The ₹10 Crore Question: Is Your Retirement Plan Actually Ready?

We’ve all heard the advice: “Start investing early.” It’s the golden rule of personal finance, repeated so often it almost starts to sound like white noise. But have you ever stopped to crunch the numbers on what “comfortable” actually looks like three decades from now?

If you currently manage your household on ₹1 lakh a month, you might be tempted to think, “Well, I’ll just need to maintain that lifestyle.” But here is the hard truth that many retirees discover too late: The math of retirement isn’t just about what you spend today; it’s about what you’ll need to spend in a world where prices keep climbing.

According to recent expert insights, planning for a retirement corpus is far more nuanced than a simple “30x annual expenses” rule of thumb. Let’s break down why you might need a target closer to ₹10 crore—and how to start building it.

1. The “Hidden” Adjustment

Before you look at your current ₹1 lakh expenses, you have to clean up the data. Not every expense follows you into your 60s. Expenses related to children’s education, commuting, and work-related costs often drop off. In many cases, financial experts suggest that a household currently spending ₹1 lakh might actually need to fund a lifestyle closer to ₹70,000 in today’s value.

But don’t celebrate yet.

2. The Inflation Monster

This is the part that catches most people off guard. If you are in your mid-30s and aiming to retire at 60, inflation acts as a massive force multiplier. Assuming a 6% annual inflation rate, that ₹70,000 lifestyle today will cost roughly ₹3 lakh per month by the time you turn 60.

Suddenly, the goalpost isn’t just a comfortable nest egg; it’s a massive logistical requirement to sustain a ₹36 lakh annual expense in your first year of retirement.

3. The Math: Why ₹8 Crore is just the “Base”

If you assume you’ll live from age 60 to 90, accounting for post-retirement inflation (5%) and a moderate portfolio return (7%), the “mathematical” base you need is approximately ₹8.10 crore.

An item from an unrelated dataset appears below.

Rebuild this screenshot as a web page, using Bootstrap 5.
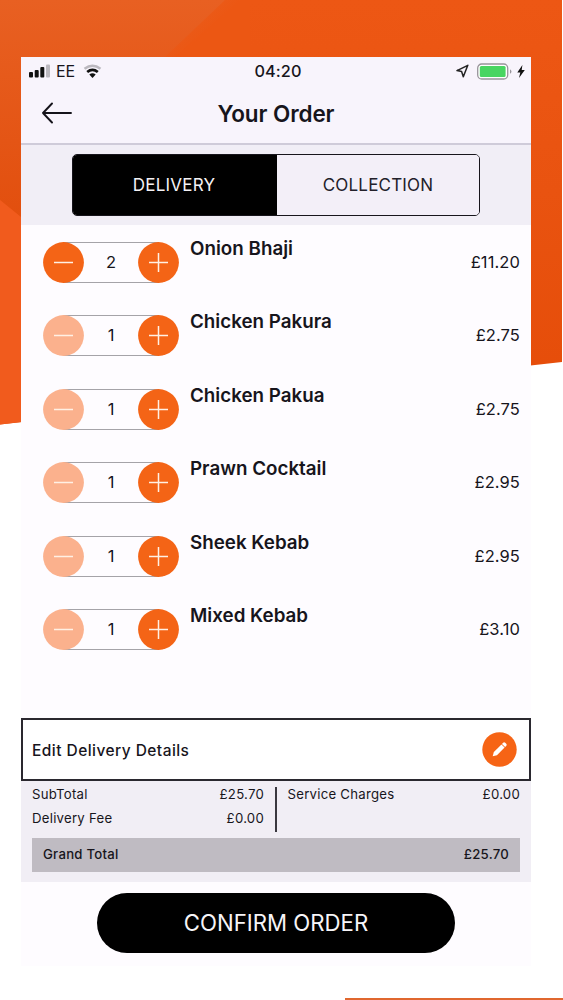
<!DOCTYPE html>
<html lang="en">
<head>
<meta charset="utf-8">
<meta name="viewport" content="width=device-width, initial-scale=1">
<title>Your Order</title>
<link href="https://cdn.jsdelivr.net/npm/bootstrap@5.3.0/dist/css/bootstrap.min.css" rel="stylesheet">
<style>
  body { font-family: Inter, "Liberation Sans", sans-serif; color: #17151c; background: #fff; line-height: 1; }
  .stage { width: 563px; height: 1000px; padding: 57px 32px 0 21px; }
  .backdrop { top: 0; left: 0; z-index: 0; }
  .phone { z-index: 1; height: 909px; background: #fefcff; }
  .topbar { height: 88px; background: #f8f4fc; border-bottom: 2px solid #cfcbd9; }
  .status { height: 28px; padding: 0 6px 0 7px; }
  .status > div { flex: 1 1 0; }
  .carrier { font-size: 16px; letter-spacing: -.2px; margin: 0 8px 0 5px; }
  .clock { font-size: 16.3px; font-weight: 500; letter-spacing: .1px; padding-left: 3px; }
  .titlebar { height: 56px; padding: 0 21px; }
  .screen-title { font-size: 22.5px; font-weight: 600; letter-spacing: -.1px; }
  .switcher { height: 80px; background: #f1eef6; padding: 9px 51px 0; }
  .switcher .btn-group { height: 62px; border: 1.5px solid #17151c; border-radius: 5px; overflow: hidden; }
  .switcher .btn { flex: 1 1 0; width: 0; border: 0; border-radius: 0; font-size: 17px; letter-spacing: .2px; line-height: 1; color: #22202a; background: #f3eff8; margin-left: 0 !important; }
  .switcher .btn.active { background: #000; color: #f4f2f5; padding-right: 14px; }
  .items { height: 493px; padding: 16.5px 11px 0 22px; }
  .item { height: 73.5px; }
  .stepper { width: 136px; height: 41px; }
  .stepper .rail { height: 41px; border-top: 1.5px solid #a5a3a8; border-bottom: 1.5px solid #a5a3a8; margin: 0 -20px; }
  .stepper svg { z-index: 1; flex: none; }
  .qty { font-size: 16.5px; }
  .dish { font-size: 18.8px; font-weight: 600; margin-left: 11px; line-height: 14px; }
  .price { font-size: 16.5px; line-height: 41px; letter-spacing: .1px; }
  .edit { height: 63px; border: 2px solid #2a282f; background: #fff; padding: 0 12px 0 9px; }
  .edit-label { font-size: 15.5px; font-weight: 500; letter-spacing: .45px; padding-top: 2px; }
  .totals { height: 101px; background: #f1eef5; padding: 5px 11px 0; font-size: 13.2px; letter-spacing: .25px; }
  .charges { height: 46px; }
  .charges .left-side { width: 232px; }
  .charges .divider { width: 1.5px; margin: 1px 11px 0; background: #3a3840; }
  .line { height: 17px; margin-bottom: 7px; }
  .grand { height: 34px; margin-top: 6px; padding: 0 11px; background: #bfbbc2; font-weight: 500; }
  .confirm { width: 358px; height: 60px; margin: 11px auto 0 76px; background: #000; color: #f7f5f8; font-size: 22.2px; line-height: 1; border: 0; }
</style>
</head>
<body>
<div class="stage position-relative overflow-hidden">
  <svg class="backdrop position-absolute" width="563" height="1000" viewBox="0 0 563 1000" aria-hidden="true">
    <defs>
      <linearGradient id="base" x1="0" y1="0" x2="0" y2="1"><stop offset="0" stop-color="#ed5714"/><stop offset=".45" stop-color="#e95310"/><stop offset="1" stop-color="#e54c08"/></linearGradient>
      <linearGradient id="shade" x1="0" y1="0" x2="0" y2="1"><stop offset="0" stop-color="#e86022"/><stop offset="1" stop-color="#e24f0e"/></linearGradient>
      <linearGradient id="edge" x1="165" y1="20" x2="205" y2="60" gradientUnits="userSpaceOnUse"><stop offset="0" stop-color="#ec5713" stop-opacity="0"/><stop offset=".7" stop-color="#ec5713"/></linearGradient>
    </defs>
    <path d="M0 0H562V362L0 424.500Z" fill="url(#base)"/>
    <path d="M0 0H240L165 65L21 217L0 200Z" fill="url(#shade)"/>
    <path d="M225 0H250V57H165Z" fill="url(#edge)"/>
    <path d="M0 200L21 217V422L0 424.500Z" fill="#f15b1d"/>
    <path d="M345 998H563V1000H345Z" fill="#e0672f"/>
  </svg>

  <main class="phone position-relative">
    <header class="topbar">
      <div class="status d-flex align-items-center">
        <div class="d-flex align-items-center">
          <svg width="23" height="14" viewBox="0 0 23 14"><g fill="#111"><rect x="1" y="8" width="4" height="5.500" rx="1"/><rect x="6.700" y="6" width="4" height="7.500" rx="1"/><rect x="12.300" y="3" width="4" height="10.500" rx="1"/></g><rect x="18" y=".500" width="4" height="13" rx="1" fill="#bbb8bf"/></svg>
          <span class="carrier">EE</span>
          <svg width="19" height="14" viewBox="0 0 19 14" fill="none"><path d="M1.500 4.800Q9.500-1.400 17.500 4.800" stroke="#bbb8bf" stroke-width="2.400"/><path d="M4.200 8Q9.500 3.800 14.800 8" stroke="#111" stroke-width="2.800"/><path d="M6.300 10.600Q9.500 8 12.700 10.600L9.500 14Z" fill="#111"/></svg>
        </div>
        <span class="clock">04:20</span>
        <div class="d-flex align-items-center justify-content-end">
          <svg width="13" height="14" viewBox="0 0 13 14" fill="none" stroke="#222" stroke-width="1.500" stroke-linejoin="round"><path d="M11.800 1.300L1 6.600L5.600 7.600L7.300 12.700Z"/></svg>
          <svg class="ms-2" width="36" height="17" viewBox="0 0 36 17"><rect x=".700" y="1" width="30" height="15" rx="4" fill="#fff" stroke="#98949b" stroke-width="1.300"/><rect x="2.800" y="3" width="25.800" height="11" rx="1.500" fill="#48d562"/><path d="M33 6.200Q36 8.500 33 10.800Z" fill="#98949b"/></svg>
          <svg class="ms-1" width="8" height="13" viewBox="0 0 8 13"><path d="M5.400 .100L.300 7.400H3.300L2 12.900L7.800 5.100H4.700Z" fill="#111"/></svg>
        </div>
      </div>
      <div class="titlebar d-flex align-items-center justify-content-between">
        <svg width="30" height="22" viewBox="0 0 30 22" fill="none" stroke="#15131a" stroke-width="1.900" stroke-linecap="round" stroke-linejoin="round"><path d="M29 11H1M10 1.500L1 11L10 20.500"/></svg>
        <h1 class="screen-title m-0">Your Order</h1>
        <span style="width:30px"></span>
      </div>
    </header>

    <section class="switcher">
      <div class="btn-group d-flex" role="group">
        <button class="btn active" type="button">DELIVERY</button>
        <button class="btn" type="button">COLLECTION</button>
      </div>
    </section>

    <section class="items" id="items"></section>

    <section class="edit d-flex align-items-center justify-content-between">
      <span class="edit-label">Edit Delivery Details</span>
      <svg width="35" height="35" viewBox="0 0 35 35"><circle cx="17.500" cy="17.500" r="17.200" fill="#f66415"/><g transform="translate(17.500 17.500) rotate(-45)" fill="#fff"><path d="M-9.600 0L-5.800-2.200H5V2.200H-5.800Z"/><path d="M5.700-2.200H7.300Q8.800-2.200 8.800-.700V.700Q8.800 2.200 7.300 2.200H5.700Z"/></g></svg>
    </section>

    <section class="totals">
      <div class="charges d-flex">
        <div class="left-side">
          <div class="line d-flex align-items-center justify-content-between"><span>SubTotal</span><span>£25.70</span></div>
          <div class="line d-flex align-items-center justify-content-between"><span>Delivery Fee</span><span>£0.00</span></div>
        </div>
        <div class="divider"></div>
        <div class="flex-grow-1">
          <div class="line d-flex align-items-center justify-content-between"><span>Service Charges</span><span>£0.00</span></div>
        </div>
      </div>
      <div class="grand d-flex align-items-center justify-content-between"><span>Grand Total</span><span>£25.70</span></div>
    </section>

    <button class="confirm btn rounded-pill d-block" type="button">CONFIRM ORDER</button>
  </main>
</div>
<script>
  const order = [
    ["Onion Bhaji", 2, "£11.20"], ["Chicken Pakura", 1, "£2.75"], ["Chicken Pakua", 1, "£2.75"],
    ["Prawn Cocktail", 1, "£2.95"], ["Sheek Kebab", 1, "£2.95"], ["Mixed Kebab", 1, "£3.10"]
  ];
  const knob = (fill, sign) => `<svg width="41" height="41" viewBox="0 0 41 41"><circle cx="20.5" cy="20.5" r="20.4" fill="${fill}"/><path d="${sign}" stroke="#fff0e4" stroke-width="1.5"/></svg>`;
  document.getElementById("items").innerHTML = order.map(([name, qty, price]) => `
    <div class="item d-flex align-items-start">
      <div class="stepper d-flex">
        ${knob(qty > 1 ? "#f46416" : "#fbb18d", "M11 20.500H30")}
        <div class="rail flex-grow-1 d-flex align-items-center justify-content-center"><span class="qty">${qty}</span></div>
        ${knob("#f46416", "M11 20.500H30M20.500 11V30")}
      </div>
      <div class="dish flex-grow-1">${name}</div>
      <div class="price">${price}</div>
    </div>`).join("");
</script>
<script src="https://cdn.jsdelivr.net/npm/bootstrap@5.3.0/dist/js/bootstrap.bundle.min.js"></script>
</body>
</html>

However, life doesn’t happen in a spreadsheet. Experts suggest that a “comfortable” retirement needs a buffer. Between rising healthcare costs, the need for emergency funds, and the unpredictability of longevity, you should really be looking at a target range of ₹9 crore to ₹10.8 crore.

How to Build Your Fortress

If a ₹10 crore target feels daunting, the secret isn’t necessarily finding “magic” stocks—it’s about the strategy of your allocation. For a professional in their 30s, a balanced, growth-oriented approach is generally recommended:

  • The Growth Engine (55%–65%): Indian Equity Funds. This is your primary vehicle for beating inflation over the long term.
  • The Global Edge (10%–15%): Global Funds. Don’t put all your eggs in one geographical basket; international exposure provides essential diversification.
  • The Safety Net (15%–25%): Debt and Fixed Income. This provides stability and ensures that market volatility doesn’t derail your peace of mind.

The Bottom Line

Retirement planning shouldn’t be about hitting an arbitrary savings percentage. It should be a living, breathing plan that evolves as your income grows.

The most important rule? Your investments should grow at a faster pace than your lifestyle expenses.

If you are just starting out, the path to ₹10 crore might require a significant commitment—sometimes as high as 35-40% of your monthly income. It sounds intense, but the alternative is reaching 60 and realizing you have to compromise on your lifestyle when you should be enjoying it most.

Don’t wait for a round number or a promotion to start. Take a hard look at your expenses today, adjust for the future, and start building the runway that will carry you through your golden years.

Disclaimer: This article is for informational purposes and based on general financial expert commentary. Retirement planning is highly personal; always consult a certified financial advisor to tailor these numbers to your unique situation, risk profile, and existing liabilities.